Items:
....................

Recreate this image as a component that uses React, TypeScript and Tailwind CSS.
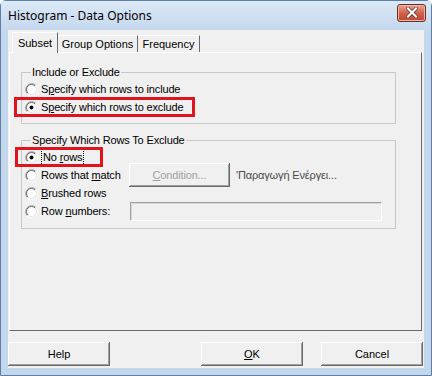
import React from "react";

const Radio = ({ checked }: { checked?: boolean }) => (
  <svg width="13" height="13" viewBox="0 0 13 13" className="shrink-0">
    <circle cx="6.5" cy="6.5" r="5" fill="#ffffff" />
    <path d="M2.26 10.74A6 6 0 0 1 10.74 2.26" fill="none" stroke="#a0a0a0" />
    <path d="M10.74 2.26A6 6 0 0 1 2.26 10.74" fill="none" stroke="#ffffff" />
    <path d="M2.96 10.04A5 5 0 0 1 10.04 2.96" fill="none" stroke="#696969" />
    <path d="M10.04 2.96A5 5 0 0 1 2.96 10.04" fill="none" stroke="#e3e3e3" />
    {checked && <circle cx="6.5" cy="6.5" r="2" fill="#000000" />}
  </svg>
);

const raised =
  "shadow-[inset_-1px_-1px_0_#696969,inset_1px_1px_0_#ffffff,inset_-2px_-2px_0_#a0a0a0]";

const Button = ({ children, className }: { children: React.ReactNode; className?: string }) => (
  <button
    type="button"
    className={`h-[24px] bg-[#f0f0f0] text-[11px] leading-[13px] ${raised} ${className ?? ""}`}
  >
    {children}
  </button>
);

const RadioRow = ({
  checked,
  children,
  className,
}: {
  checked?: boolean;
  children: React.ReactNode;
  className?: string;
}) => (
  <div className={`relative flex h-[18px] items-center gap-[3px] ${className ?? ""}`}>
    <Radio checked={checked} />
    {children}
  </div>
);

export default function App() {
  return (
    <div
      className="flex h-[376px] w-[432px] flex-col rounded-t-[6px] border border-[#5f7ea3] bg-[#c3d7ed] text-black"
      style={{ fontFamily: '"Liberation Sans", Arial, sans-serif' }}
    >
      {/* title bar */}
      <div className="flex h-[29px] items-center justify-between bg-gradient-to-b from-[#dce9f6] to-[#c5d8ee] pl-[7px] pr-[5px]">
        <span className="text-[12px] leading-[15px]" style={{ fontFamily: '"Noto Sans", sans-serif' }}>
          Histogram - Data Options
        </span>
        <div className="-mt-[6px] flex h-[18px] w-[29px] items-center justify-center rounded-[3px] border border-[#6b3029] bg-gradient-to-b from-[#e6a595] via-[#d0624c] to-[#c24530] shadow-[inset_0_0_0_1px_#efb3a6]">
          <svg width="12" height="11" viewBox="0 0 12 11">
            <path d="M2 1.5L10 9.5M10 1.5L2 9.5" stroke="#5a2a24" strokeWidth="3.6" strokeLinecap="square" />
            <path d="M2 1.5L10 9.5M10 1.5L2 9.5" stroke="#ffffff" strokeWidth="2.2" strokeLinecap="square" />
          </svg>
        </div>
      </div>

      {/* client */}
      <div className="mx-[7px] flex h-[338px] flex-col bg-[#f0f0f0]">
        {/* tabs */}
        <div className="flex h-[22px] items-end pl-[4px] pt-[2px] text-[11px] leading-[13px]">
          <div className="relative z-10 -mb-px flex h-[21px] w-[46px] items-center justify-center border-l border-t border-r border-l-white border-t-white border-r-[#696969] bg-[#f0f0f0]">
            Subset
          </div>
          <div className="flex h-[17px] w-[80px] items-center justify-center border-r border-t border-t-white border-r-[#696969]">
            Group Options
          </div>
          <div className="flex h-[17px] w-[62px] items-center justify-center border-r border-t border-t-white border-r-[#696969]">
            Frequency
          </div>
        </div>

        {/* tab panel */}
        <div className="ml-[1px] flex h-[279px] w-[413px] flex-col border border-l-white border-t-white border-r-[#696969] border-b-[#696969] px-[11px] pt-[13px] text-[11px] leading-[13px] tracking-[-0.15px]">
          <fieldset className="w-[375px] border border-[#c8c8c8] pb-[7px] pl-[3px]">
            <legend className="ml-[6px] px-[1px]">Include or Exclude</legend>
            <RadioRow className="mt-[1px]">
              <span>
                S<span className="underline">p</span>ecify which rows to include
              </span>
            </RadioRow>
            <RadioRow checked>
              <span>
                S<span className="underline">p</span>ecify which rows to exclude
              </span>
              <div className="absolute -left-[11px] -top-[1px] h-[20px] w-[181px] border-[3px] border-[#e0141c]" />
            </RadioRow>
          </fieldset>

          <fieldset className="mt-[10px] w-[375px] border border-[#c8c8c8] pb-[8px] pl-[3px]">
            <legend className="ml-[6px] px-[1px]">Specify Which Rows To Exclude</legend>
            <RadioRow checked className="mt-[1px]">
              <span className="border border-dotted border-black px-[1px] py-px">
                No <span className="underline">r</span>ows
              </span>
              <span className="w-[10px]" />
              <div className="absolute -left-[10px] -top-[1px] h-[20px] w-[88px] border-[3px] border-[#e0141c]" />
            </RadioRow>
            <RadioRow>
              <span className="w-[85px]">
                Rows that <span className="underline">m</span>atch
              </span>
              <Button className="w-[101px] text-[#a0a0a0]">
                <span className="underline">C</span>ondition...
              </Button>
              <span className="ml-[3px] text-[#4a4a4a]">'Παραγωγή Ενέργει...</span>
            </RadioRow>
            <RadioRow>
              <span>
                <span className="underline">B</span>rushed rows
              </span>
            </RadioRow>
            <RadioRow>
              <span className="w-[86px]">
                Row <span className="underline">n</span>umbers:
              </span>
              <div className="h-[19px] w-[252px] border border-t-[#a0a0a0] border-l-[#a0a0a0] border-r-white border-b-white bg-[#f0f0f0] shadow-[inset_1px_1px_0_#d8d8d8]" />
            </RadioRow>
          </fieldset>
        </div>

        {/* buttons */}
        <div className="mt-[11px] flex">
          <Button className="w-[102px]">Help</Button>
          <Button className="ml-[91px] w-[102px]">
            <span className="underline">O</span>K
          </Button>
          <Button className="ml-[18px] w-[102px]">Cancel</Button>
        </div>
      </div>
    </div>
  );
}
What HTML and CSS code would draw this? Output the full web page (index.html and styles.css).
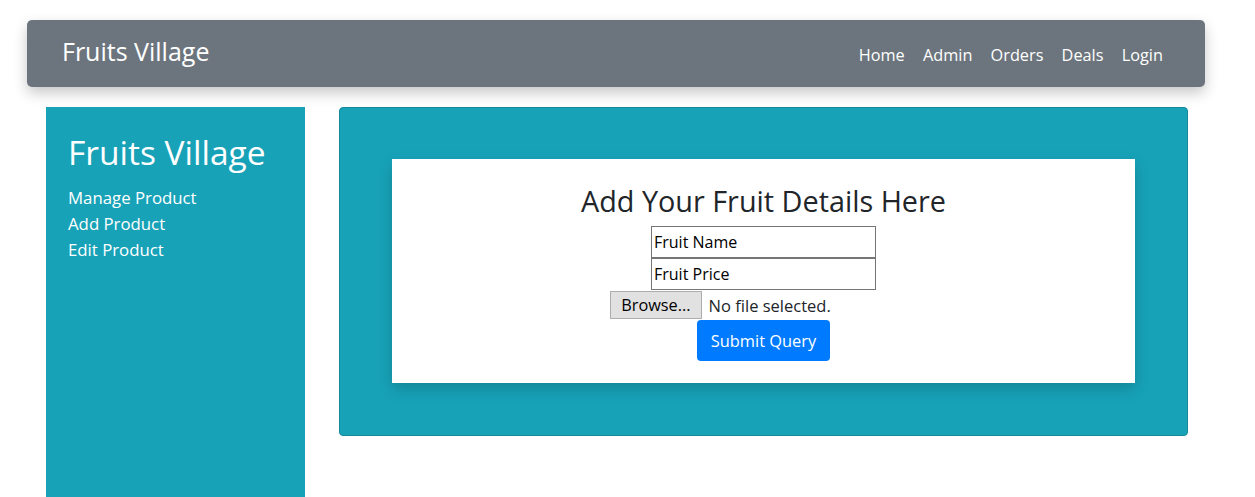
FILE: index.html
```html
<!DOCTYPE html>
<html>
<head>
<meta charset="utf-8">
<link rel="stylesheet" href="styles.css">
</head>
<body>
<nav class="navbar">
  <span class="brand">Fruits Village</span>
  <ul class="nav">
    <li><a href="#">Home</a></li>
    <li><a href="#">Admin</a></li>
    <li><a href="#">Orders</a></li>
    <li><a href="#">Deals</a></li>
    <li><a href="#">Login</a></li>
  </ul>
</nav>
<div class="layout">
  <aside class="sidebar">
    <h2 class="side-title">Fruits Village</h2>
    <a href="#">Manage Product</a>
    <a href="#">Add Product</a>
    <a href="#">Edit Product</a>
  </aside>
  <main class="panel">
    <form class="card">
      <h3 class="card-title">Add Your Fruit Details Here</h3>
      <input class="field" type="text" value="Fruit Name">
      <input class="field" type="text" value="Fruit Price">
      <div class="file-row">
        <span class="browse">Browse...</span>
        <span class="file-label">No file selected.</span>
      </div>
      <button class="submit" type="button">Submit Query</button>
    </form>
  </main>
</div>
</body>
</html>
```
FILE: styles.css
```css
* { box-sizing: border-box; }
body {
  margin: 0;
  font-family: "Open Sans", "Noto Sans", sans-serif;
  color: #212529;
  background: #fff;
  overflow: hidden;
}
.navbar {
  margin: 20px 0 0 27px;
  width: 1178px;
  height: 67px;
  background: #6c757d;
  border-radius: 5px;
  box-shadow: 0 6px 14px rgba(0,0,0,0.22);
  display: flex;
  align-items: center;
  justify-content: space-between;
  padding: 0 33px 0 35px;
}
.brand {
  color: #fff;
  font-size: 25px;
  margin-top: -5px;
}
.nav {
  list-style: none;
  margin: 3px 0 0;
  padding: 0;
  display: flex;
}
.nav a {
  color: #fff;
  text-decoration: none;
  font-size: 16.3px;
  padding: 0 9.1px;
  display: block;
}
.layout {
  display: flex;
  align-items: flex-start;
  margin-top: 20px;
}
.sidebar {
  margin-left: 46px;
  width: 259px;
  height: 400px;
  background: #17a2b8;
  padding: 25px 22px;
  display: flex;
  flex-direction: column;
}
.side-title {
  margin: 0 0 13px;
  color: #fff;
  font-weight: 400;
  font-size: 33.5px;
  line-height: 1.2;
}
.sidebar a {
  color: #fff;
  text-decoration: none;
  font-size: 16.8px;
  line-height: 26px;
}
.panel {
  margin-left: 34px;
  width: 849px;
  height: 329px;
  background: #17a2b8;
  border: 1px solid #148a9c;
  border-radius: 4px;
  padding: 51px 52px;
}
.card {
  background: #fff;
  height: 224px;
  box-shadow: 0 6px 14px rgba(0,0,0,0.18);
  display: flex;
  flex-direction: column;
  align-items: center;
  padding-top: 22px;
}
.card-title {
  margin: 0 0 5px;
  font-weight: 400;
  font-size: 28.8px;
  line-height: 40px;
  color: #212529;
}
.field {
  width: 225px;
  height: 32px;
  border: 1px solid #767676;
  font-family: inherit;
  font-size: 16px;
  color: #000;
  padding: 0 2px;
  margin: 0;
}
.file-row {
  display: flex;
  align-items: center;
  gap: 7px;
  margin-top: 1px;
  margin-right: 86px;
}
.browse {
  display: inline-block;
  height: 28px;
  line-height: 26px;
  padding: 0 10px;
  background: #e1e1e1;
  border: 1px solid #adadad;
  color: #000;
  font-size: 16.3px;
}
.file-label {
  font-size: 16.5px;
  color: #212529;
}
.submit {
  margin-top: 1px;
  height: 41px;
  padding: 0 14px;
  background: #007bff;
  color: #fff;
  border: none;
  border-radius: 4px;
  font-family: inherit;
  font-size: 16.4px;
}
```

....................

Restate the data word for word from its first line through the line with "import React from", leaving out any picture along the way.

Recreate this image as a component that uses React, TypeScript and Tailwind CSS.
import React from "react";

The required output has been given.